Rather than deconstruct any familiar buildings or monuments, literally or metaphorically, I thought I’d write about how it can be different. So my building of the week is Centennial College in Ontario, Canada. It has commissioned a new building which ticks all the boxes I look for in sustainable architecture, and it also purposefully brings together western and indigenous cultures in its design.
“At Centennial we view sustainability, inclusivity and Indigeneity as wholly interconnected ideas” says the CEO Craig Stephenson. “We wanted a building that demonstrates that crucial relationship.”

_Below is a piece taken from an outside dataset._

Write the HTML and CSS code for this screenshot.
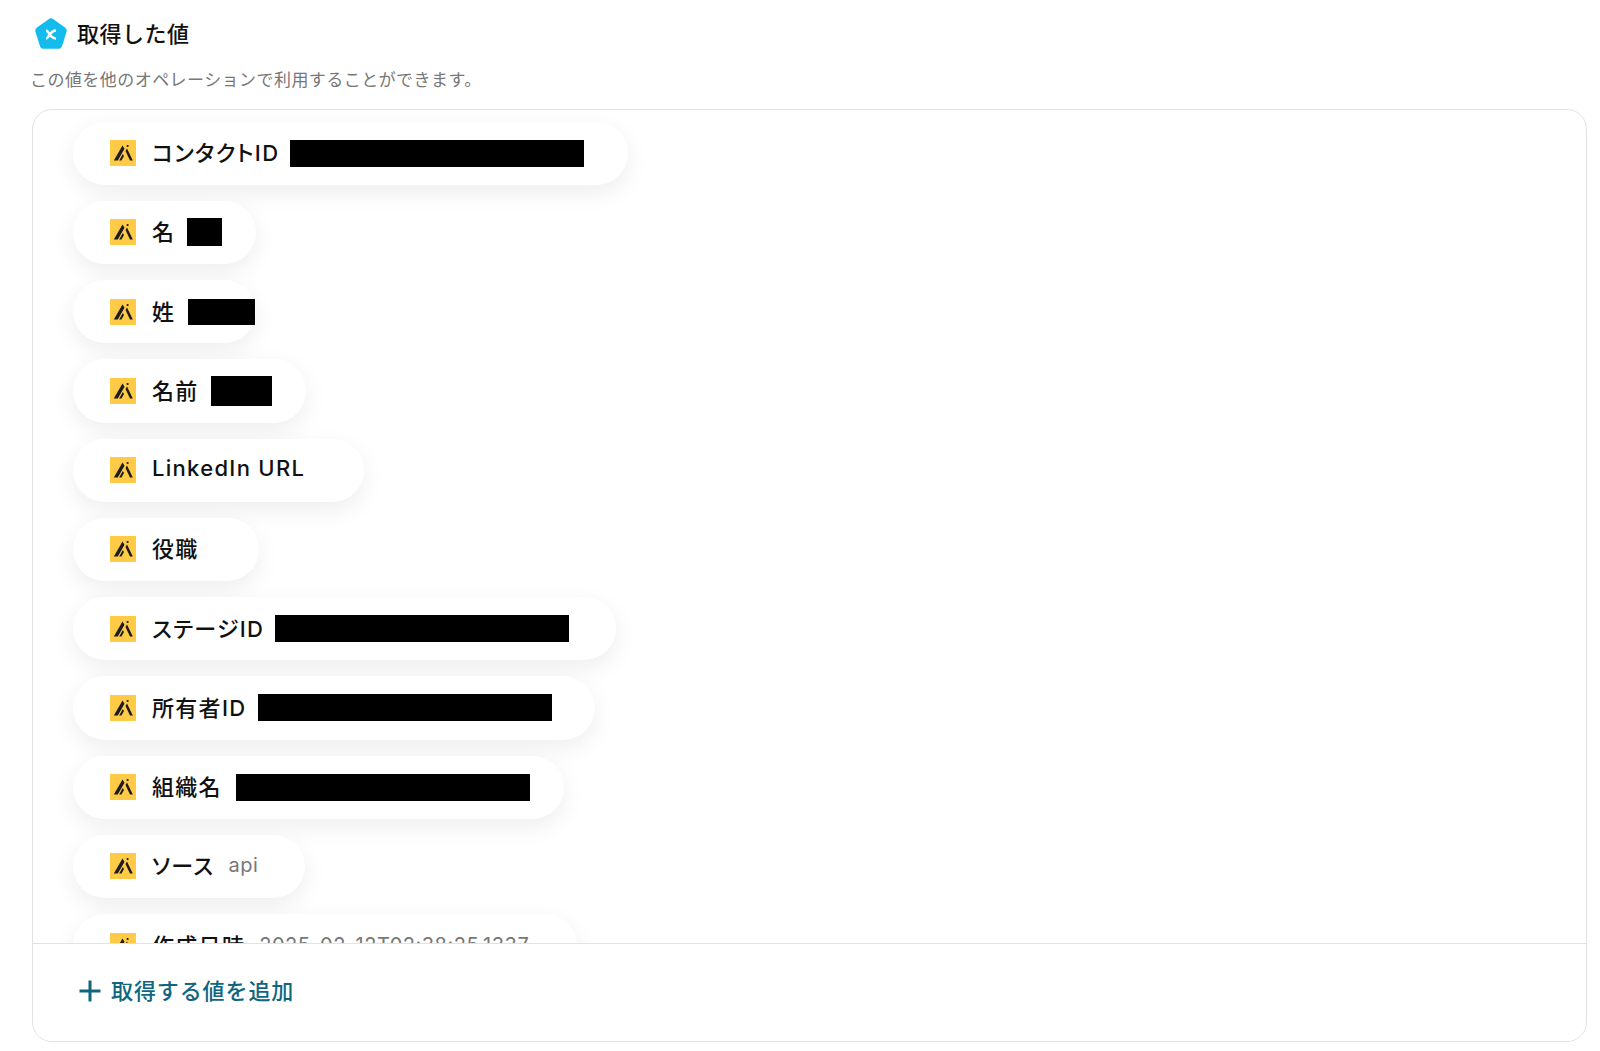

The new college building will be mass timber, locking up thousands of tonnes of CO2 and making it a zero carbon build. The building envelope provides efficient insulation and prevents overheating in summer, and the building can partly power itself from the solar PV on the roof. It should acheive LEED gold status when completed in 2023.
Sometimes architecture looks to indigenous culture and ends up with some kind of pastiche, or it includes a token element to nod at indigenous art. To make sure it’s done well, the Centennial College extension was designed with indigenous architects. Among the partners on the project are Smoke Architecture, a practice owned and operated by architects from the Anishinaabeg First Nation.
That ensures that the design goes beyond the application of visual tropes, and incorporates the values of indigenous people into the structure. It includes sustainability and those zero carbon ambitions. It includes community, and the flow of people through the building has been planned as a convergence into common space. Plantings of native species and biophilic elements honour a strong connection to nature.
There are explicit references to indigenous culture too. The entrance is to the east, reflecting the local tradition of siting buildings to face the rising sun. The white patterned wrap around the building has been imagined as a wigwam covering lifted at the edge. Domed breakout rooms are inspired by Anishinaabe roundhouses.
In other words, there are visual cues that serve as reminders of Indigenous culture, but the values are also built in. This is a building that embodies the idea of interconnection between people and with nature. It seeks to understand the wisdom of the region’s first peoples and embed it in the build landscape – as it was and as it should be. And it does so while still looking to the future.